Aug. 26, 2020, 5:24 PM

Companies will have to tell investors about how they manage their workforces under new SEC rules that Democratic commissioners say don’t go far enough.

A divided Securities and Exchange Commission adopted the disclosure changes to Regulation S-K on a 3-2 vote Wednesday, with Democrats saying the plan doesn’t require specific reporting in areas such as workplace turnover and diversity.

Regulation S-K focuses on companies’ non-financial reporting requirements. Companies now will need to disclose human capital objectives and measures they concentrate on when managing their businesses, among other updates to Regulation S-K. The commission previously only directed companies to report how many workers they have.

“I do not remember engaging with a high-quality, lasting company that did not focus on attracting, developing, and enhancing its people,” SEC Chairman Jay Clayton said before voting in favor of the changes at an open meeting. “To the extent these efforts have a material impact on their performance, I believe investors benefit” from knowing what drives that performance.
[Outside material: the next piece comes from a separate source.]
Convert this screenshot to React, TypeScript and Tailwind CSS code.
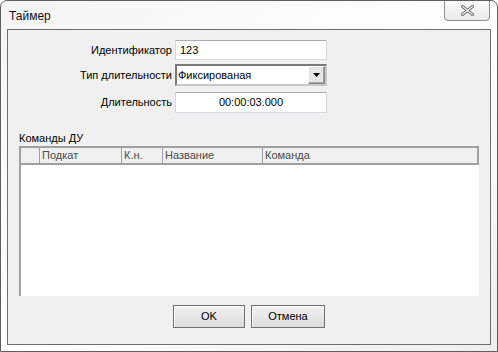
import React from "react";

export default function App() {
  const font = { fontFamily: '"Liberation Sans", Arial, sans-serif' };
  return (
    <div
      className="w-[498px] h-[352px] relative flex flex-col overflow-hidden rounded-t-[7px] border border-[#5f5f5f] bg-gradient-to-br from-[#f4f4f4] via-[#ffffff] to-[#eeeeee] text-[11px] text-black"
      style={font}
    >
      {/* title bar */}
      <div className="h-[28px] flex items-center pl-[8px] pt-[2px] text-[12px] text-[#111]">Таймер</div>
      <div className="absolute top-[-1px] right-[7px] w-[46px] h-[21px] rounded-b-[4px] border border-[#8e8e8e] bg-gradient-to-b from-[#fbfbfb] to-[#eaeaea] flex items-center justify-center">
        <svg width="13" height="11" viewBox="0 0 13 11">
          <path d="M1.5 1.5 L11.5 9.5 M11.5 1.5 L1.5 9.5" stroke="#6b6b6b" strokeWidth="3" strokeLinecap="round" />
          <path d="M1.5 1.5 L11.5 9.5 M11.5 1.5 L1.5 9.5" stroke="#f4f4f4" strokeWidth="1.2" strokeLinecap="round" />
        </svg>
      </div>

      {/* client area */}
      <div className="mx-[6px] mb-[6px] flex-1 flex flex-col border border-[#6e6e6e] bg-[#f0f0f0]">
        <div className="mt-[10px] flex flex-col gap-[4px]">
          <div className="flex items-center h-[20px]">
            <div className="w-[167px] pr-[3px] text-right">Идентификатор</div>
            <div className="w-[152px] h-[20px] border border-[#d5d8dd] border-t-[#abadb3] bg-white pl-[4px] flex items-center">123</div>
          </div>
          <div className="flex items-center h-[22px]">
            <div className="w-[167px] pr-[3px] text-right">Тип длительности</div>
            <div className="w-[152px] h-[22px] border-2 border-[#7a7a7a] border-b-[#c8c8c8] border-r-[#c8c8c8] bg-white flex items-center justify-between">
              <span className="pl-[1px]">Фиксированая</span>
              <div className="w-[17px] h-[18px] bg-[#e6e6e6] border border-[#8a8a8a] border-t-white border-l-white shadow-[inset_-1px_-1px_0_#a0a0a0] flex items-center justify-center">
                <svg width="7" height="4" viewBox="0 0 7 4"><path d="M0 0 H7 L3.5 4 Z" fill="#000" /></svg>
              </div>
            </div>
          </div>
          <div className="flex items-center h-[21px] mt-[2px]">
            <div className="w-[167px] pr-[3px] text-right">Длительность</div>
            <div className="w-[152px] h-[21px] border border-[#d5d8dd] border-t-[#abadb3] bg-white flex items-center justify-center">00:00:03.000</div>
          </div>
        </div>

        <div className="ml-[11px] mt-[18px] h-[14px] leading-[14px]">Команды ДУ</div>

        <div className="ml-[11px] mt-[1px] w-[460px] h-[150px] flex flex-col border-2 border-[#a0a0a0] border-b-0 border-r-0 bg-white">
          <div className="flex h-[17px] bg-[#f0f0f0] border-b-2 border-r-2 border-[#a0a0a0] text-[#4a4a4a]">
            <div className="w-[19px] border-r border-[#a0a0a0]" />
            <div className="w-[82px] border-r border-[#a0a0a0] pl-[2px] leading-[15px]">Подкат</div>
            <div className="w-[41px] border-r border-[#a0a0a0] pl-[2px] leading-[15px]">К.н.</div>
            <div className="w-[100px] border-r border-[#a0a0a0] pl-[2px] leading-[15px]">Название</div>
            <div className="flex-1 pl-[2px] leading-[15px]">Команда</div>
          </div>
          <div className="flex-1 bg-white" />
        </div>

        <div className="mt-[9px] flex pl-[165px] gap-[6px]">
          <button className="w-[72px] h-[23px] border border-[#707070] bg-gradient-to-b from-[#f2f2f2] to-[#dcdcdc] shadow-[inset_1px_1px_0_#fff] flex items-center justify-center text-[11px]">OK</button>
          <button className="w-[74px] h-[23px] border border-[#707070] bg-gradient-to-b from-[#f2f2f2] to-[#dcdcdc] shadow-[inset_1px_1px_0_#fff] flex items-center justify-center text-[11px]">Отмена</button>
        </div>
      </div>
    </div>
  );
}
Democratic Commissioners Allison Lee and Caroline Crenshaw opposed the changes. The Regulation S-K rulemaking should have required more specific reporting about company workforces, as well as disclosures about climate change risk, they said.

The agency could have used the new rules to mandate disclosures related to part-time and full-time workers, workforce expenses, turnover, and diversity, Lee said.

“I am concerned that today—in the middle of a crisis affecting all aspects of our market—the majority of the commission is failing to take the opportunity to provide investors with critical and useful information about key corporate metrics,” Crenshaw said in her first open meeting since she became a commissioner earlier this month.

Crenshaw urged the agency to create an internal task force to study how investors use disclosures about human capital, climate change risk, and other Environmental, Social, and Governance metrics. The commission should establish an ESG advisory committee with investors, company officials, and others to help guide the agency, she said.

The rules are set to take effect 30 days after they appear in the Federal Register. The publication likely will happen in the coming days or weeks.